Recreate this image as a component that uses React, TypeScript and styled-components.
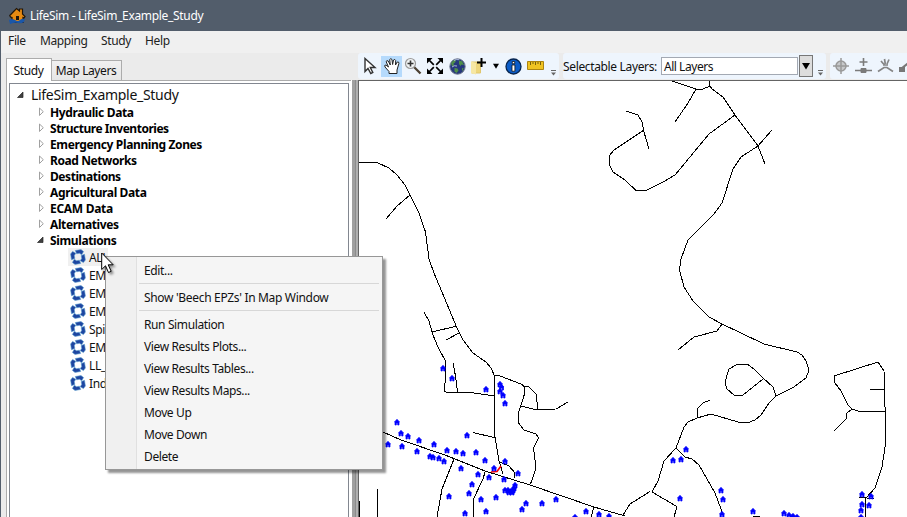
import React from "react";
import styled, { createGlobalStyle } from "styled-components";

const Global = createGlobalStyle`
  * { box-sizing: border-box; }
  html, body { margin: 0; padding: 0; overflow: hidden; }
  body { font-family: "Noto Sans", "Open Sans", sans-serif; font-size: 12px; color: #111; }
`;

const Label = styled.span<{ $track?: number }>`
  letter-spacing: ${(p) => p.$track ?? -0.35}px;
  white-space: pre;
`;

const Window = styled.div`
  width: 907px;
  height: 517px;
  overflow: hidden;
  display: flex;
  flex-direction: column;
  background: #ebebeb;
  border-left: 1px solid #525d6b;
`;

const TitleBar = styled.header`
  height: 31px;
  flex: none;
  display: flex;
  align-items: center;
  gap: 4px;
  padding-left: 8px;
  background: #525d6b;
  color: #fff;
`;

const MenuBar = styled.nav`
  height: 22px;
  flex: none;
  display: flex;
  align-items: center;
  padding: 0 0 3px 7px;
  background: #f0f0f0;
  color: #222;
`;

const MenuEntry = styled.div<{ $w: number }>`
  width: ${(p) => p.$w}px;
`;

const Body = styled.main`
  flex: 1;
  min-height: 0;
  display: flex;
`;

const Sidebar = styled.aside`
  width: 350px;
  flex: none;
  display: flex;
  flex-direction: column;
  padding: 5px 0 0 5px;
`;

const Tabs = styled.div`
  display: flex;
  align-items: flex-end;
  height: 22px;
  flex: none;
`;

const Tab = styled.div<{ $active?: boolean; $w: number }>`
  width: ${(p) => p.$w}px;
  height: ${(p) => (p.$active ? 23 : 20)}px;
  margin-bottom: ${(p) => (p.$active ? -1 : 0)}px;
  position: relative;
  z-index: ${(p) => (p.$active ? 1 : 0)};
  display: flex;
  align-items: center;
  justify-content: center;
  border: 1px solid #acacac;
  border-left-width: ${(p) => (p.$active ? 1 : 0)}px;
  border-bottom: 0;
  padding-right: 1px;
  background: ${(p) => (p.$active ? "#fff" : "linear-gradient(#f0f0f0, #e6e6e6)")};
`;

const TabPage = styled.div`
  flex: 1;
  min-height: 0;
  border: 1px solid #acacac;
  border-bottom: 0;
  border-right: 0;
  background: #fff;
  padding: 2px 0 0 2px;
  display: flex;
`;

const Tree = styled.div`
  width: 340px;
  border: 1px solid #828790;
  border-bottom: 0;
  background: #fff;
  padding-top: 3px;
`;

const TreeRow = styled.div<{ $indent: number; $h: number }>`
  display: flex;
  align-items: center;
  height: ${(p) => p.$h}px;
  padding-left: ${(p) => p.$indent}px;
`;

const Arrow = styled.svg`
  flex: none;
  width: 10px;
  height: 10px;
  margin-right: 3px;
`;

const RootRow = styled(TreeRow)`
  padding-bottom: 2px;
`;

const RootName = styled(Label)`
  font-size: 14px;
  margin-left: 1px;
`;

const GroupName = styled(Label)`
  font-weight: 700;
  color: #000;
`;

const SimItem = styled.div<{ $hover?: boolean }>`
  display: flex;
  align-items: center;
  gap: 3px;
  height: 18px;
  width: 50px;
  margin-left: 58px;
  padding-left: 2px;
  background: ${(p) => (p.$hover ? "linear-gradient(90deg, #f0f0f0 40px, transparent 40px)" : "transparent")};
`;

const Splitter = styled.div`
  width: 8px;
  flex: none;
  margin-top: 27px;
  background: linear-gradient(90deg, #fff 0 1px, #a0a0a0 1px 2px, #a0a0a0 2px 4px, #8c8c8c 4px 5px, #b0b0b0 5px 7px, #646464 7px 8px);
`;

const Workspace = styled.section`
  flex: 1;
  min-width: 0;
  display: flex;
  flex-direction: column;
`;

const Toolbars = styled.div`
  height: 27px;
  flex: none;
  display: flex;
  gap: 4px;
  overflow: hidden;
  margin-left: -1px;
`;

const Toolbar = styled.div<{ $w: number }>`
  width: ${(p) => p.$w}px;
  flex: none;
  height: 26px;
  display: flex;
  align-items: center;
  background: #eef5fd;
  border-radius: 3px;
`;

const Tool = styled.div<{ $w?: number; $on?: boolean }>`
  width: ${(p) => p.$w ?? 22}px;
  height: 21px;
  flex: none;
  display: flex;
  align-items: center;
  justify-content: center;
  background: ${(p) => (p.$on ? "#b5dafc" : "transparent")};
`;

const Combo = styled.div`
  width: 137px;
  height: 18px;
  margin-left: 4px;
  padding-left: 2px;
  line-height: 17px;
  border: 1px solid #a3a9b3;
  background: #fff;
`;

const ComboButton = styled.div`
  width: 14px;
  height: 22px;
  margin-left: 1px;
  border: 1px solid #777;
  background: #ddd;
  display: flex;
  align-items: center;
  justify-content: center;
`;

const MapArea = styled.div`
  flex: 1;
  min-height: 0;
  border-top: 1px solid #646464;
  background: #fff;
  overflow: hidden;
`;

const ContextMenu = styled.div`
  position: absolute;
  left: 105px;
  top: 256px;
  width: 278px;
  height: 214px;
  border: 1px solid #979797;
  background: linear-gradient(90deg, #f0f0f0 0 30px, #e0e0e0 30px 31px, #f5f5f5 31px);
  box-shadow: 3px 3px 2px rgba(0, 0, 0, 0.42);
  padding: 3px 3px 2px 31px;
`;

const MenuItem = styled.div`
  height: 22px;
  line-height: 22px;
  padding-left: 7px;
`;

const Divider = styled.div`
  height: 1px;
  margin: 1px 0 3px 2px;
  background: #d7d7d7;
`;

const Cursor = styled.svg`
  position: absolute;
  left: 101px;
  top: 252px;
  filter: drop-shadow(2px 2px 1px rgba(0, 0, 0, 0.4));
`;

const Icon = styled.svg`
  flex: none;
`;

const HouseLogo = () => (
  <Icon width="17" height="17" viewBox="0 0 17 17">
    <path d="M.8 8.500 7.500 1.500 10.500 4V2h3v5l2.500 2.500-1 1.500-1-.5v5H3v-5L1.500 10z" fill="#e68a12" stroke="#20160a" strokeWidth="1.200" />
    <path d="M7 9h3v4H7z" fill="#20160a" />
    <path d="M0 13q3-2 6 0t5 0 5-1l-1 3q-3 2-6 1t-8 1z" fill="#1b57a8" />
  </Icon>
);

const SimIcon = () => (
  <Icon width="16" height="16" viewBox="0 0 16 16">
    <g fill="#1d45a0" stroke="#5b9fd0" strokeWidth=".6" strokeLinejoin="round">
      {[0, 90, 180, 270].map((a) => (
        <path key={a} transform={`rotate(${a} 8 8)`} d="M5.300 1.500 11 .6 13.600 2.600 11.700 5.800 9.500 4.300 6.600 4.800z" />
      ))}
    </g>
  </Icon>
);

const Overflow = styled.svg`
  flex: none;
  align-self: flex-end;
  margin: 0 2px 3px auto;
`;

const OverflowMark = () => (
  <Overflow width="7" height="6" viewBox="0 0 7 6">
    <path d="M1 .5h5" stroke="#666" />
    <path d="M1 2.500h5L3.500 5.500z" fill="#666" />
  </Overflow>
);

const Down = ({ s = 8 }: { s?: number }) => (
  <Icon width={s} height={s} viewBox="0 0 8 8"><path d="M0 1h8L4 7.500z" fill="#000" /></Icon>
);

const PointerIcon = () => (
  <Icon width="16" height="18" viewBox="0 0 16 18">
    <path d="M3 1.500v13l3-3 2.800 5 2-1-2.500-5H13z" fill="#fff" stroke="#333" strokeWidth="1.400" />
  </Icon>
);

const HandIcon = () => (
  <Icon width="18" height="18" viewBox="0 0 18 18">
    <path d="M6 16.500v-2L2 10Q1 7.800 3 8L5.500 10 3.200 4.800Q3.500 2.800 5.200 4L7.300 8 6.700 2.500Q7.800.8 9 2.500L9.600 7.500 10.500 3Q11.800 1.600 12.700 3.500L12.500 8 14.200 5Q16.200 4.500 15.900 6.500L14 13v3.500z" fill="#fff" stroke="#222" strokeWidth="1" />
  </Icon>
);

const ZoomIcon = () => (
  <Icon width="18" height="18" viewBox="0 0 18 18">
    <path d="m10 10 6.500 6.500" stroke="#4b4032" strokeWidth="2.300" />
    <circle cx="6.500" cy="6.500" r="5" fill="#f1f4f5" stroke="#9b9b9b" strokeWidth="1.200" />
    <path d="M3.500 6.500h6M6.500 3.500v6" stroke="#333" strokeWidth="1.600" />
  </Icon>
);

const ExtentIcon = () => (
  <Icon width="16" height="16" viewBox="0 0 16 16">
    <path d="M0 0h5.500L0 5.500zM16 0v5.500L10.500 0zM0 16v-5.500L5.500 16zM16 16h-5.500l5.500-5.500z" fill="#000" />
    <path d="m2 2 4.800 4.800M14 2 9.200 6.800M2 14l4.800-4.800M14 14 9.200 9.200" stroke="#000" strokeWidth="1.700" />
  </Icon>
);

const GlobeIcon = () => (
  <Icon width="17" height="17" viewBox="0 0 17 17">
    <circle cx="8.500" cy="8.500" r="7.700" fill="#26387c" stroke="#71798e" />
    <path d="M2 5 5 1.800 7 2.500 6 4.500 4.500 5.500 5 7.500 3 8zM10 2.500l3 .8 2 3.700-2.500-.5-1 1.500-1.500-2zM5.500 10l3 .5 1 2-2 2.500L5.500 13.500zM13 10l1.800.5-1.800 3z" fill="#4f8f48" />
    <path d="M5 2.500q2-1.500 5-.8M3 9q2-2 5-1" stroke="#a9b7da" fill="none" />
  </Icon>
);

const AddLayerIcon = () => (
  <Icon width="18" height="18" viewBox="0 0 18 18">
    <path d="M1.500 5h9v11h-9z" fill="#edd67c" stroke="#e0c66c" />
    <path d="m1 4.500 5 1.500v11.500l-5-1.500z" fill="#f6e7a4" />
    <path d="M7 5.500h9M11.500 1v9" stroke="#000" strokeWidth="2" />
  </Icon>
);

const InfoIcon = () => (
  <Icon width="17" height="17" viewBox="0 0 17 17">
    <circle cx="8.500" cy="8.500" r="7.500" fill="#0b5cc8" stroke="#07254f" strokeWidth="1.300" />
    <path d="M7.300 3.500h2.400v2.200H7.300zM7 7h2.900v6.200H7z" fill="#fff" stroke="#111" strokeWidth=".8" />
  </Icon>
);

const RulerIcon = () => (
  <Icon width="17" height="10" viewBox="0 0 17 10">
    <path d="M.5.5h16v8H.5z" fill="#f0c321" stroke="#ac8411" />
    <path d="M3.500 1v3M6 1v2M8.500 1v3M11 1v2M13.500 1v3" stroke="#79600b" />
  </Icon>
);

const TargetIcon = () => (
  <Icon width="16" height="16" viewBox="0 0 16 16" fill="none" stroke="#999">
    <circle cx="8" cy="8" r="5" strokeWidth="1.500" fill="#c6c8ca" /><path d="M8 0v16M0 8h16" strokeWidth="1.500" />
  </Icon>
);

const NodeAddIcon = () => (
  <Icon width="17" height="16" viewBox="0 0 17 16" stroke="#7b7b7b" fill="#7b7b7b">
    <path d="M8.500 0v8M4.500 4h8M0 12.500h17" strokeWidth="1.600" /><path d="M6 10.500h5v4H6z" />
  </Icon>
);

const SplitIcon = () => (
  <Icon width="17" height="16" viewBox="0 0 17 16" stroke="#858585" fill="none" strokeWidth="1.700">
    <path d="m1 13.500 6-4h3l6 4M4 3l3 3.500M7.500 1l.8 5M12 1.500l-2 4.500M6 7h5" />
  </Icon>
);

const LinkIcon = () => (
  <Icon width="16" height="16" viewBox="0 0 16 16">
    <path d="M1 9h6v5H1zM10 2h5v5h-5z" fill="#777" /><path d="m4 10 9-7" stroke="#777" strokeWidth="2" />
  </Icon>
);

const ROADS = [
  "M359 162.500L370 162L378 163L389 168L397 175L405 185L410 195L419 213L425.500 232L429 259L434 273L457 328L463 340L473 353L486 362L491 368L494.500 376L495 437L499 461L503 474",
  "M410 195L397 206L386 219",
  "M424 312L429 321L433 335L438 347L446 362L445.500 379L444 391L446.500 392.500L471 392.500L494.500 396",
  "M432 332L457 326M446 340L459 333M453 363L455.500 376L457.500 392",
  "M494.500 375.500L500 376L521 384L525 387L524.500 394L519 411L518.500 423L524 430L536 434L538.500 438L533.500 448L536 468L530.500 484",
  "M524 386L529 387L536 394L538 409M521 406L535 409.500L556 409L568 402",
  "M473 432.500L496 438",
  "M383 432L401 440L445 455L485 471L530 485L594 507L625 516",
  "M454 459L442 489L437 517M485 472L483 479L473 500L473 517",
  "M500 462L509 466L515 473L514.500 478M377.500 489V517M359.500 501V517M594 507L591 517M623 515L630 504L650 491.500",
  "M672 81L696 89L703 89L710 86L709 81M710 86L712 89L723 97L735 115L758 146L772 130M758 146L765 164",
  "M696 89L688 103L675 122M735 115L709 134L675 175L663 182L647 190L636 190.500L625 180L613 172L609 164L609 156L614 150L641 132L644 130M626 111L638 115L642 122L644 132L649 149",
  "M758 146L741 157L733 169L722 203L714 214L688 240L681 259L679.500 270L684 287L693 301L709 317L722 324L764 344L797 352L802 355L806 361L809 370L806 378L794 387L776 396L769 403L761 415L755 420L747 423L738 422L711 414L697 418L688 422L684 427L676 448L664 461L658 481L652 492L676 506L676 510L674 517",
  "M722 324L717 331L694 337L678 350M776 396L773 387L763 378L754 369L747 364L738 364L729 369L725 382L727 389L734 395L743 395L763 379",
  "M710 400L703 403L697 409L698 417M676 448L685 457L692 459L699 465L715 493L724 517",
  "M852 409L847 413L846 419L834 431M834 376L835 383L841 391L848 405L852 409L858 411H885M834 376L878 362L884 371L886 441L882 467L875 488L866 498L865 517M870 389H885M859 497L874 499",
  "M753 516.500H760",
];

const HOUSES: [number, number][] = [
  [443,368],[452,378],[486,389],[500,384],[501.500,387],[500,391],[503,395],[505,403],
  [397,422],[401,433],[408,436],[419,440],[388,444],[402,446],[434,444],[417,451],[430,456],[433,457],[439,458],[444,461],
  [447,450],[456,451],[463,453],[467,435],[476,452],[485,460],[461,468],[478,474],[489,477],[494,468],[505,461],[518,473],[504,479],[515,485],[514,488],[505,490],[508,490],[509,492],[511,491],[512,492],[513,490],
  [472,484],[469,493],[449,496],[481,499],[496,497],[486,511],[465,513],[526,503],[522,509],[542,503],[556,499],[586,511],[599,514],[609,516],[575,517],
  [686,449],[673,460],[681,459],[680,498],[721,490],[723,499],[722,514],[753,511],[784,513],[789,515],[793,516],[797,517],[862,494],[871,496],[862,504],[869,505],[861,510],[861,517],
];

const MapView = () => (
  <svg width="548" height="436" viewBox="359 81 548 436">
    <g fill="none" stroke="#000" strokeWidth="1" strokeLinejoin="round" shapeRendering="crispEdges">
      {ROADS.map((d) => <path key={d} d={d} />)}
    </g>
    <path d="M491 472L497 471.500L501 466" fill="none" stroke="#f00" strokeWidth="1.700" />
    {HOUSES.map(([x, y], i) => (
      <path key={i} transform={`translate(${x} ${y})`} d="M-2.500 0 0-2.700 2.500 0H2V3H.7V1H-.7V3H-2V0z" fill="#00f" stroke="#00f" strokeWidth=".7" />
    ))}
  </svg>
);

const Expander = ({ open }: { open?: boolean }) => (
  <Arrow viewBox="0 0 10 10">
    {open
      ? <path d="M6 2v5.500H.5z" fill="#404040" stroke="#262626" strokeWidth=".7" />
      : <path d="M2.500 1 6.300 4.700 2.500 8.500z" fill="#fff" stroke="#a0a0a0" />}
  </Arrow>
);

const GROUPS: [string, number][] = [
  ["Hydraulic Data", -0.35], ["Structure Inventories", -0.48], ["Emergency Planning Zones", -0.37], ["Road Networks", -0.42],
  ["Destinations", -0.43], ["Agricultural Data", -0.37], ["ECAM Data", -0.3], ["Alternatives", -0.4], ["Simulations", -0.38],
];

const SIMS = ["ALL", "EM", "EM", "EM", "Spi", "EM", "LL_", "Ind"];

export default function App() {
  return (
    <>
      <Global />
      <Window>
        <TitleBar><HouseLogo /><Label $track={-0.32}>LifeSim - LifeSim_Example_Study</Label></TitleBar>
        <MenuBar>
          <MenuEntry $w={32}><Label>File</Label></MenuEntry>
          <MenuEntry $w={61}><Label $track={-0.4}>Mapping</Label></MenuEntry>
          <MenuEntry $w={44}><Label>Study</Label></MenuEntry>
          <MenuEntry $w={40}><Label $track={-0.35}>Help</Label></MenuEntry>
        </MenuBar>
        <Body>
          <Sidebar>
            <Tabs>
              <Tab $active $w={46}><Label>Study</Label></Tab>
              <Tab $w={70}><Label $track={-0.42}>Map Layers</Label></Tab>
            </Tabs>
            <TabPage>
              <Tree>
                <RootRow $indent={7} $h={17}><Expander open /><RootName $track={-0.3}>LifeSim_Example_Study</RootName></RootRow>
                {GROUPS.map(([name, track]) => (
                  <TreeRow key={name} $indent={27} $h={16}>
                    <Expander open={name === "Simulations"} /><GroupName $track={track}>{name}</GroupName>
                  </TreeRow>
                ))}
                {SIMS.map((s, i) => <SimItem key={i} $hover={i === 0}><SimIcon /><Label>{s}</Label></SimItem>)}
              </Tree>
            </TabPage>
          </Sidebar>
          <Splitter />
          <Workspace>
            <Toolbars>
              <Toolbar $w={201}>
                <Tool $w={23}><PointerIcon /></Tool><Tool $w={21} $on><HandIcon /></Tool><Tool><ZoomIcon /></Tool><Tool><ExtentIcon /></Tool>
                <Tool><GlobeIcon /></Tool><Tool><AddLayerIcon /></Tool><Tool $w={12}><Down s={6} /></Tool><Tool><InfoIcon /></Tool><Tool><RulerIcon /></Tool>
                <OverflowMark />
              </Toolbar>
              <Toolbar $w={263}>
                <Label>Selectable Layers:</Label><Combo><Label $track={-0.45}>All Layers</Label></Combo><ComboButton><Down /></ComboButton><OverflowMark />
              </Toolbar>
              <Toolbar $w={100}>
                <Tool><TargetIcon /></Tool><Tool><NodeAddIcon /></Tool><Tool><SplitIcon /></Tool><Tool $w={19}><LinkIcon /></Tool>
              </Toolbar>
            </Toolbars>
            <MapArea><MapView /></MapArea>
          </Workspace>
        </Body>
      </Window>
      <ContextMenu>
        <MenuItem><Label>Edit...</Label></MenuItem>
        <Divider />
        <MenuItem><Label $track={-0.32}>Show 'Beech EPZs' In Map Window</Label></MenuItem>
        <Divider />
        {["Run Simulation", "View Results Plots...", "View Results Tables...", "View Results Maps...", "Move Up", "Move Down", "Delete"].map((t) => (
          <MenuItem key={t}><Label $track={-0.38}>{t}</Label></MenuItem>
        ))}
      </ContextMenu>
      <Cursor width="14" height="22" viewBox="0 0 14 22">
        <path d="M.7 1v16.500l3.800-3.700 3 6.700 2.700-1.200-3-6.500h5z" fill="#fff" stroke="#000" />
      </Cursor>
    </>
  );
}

_ _ _ _

▶ _Instruction_: Take every line from the data that contains the word "components".

▶ _Output_:
Recreate this image as a component that uses React, TypeScript and styled-components.
import styled, { createGlobalStyle } from "styled-components";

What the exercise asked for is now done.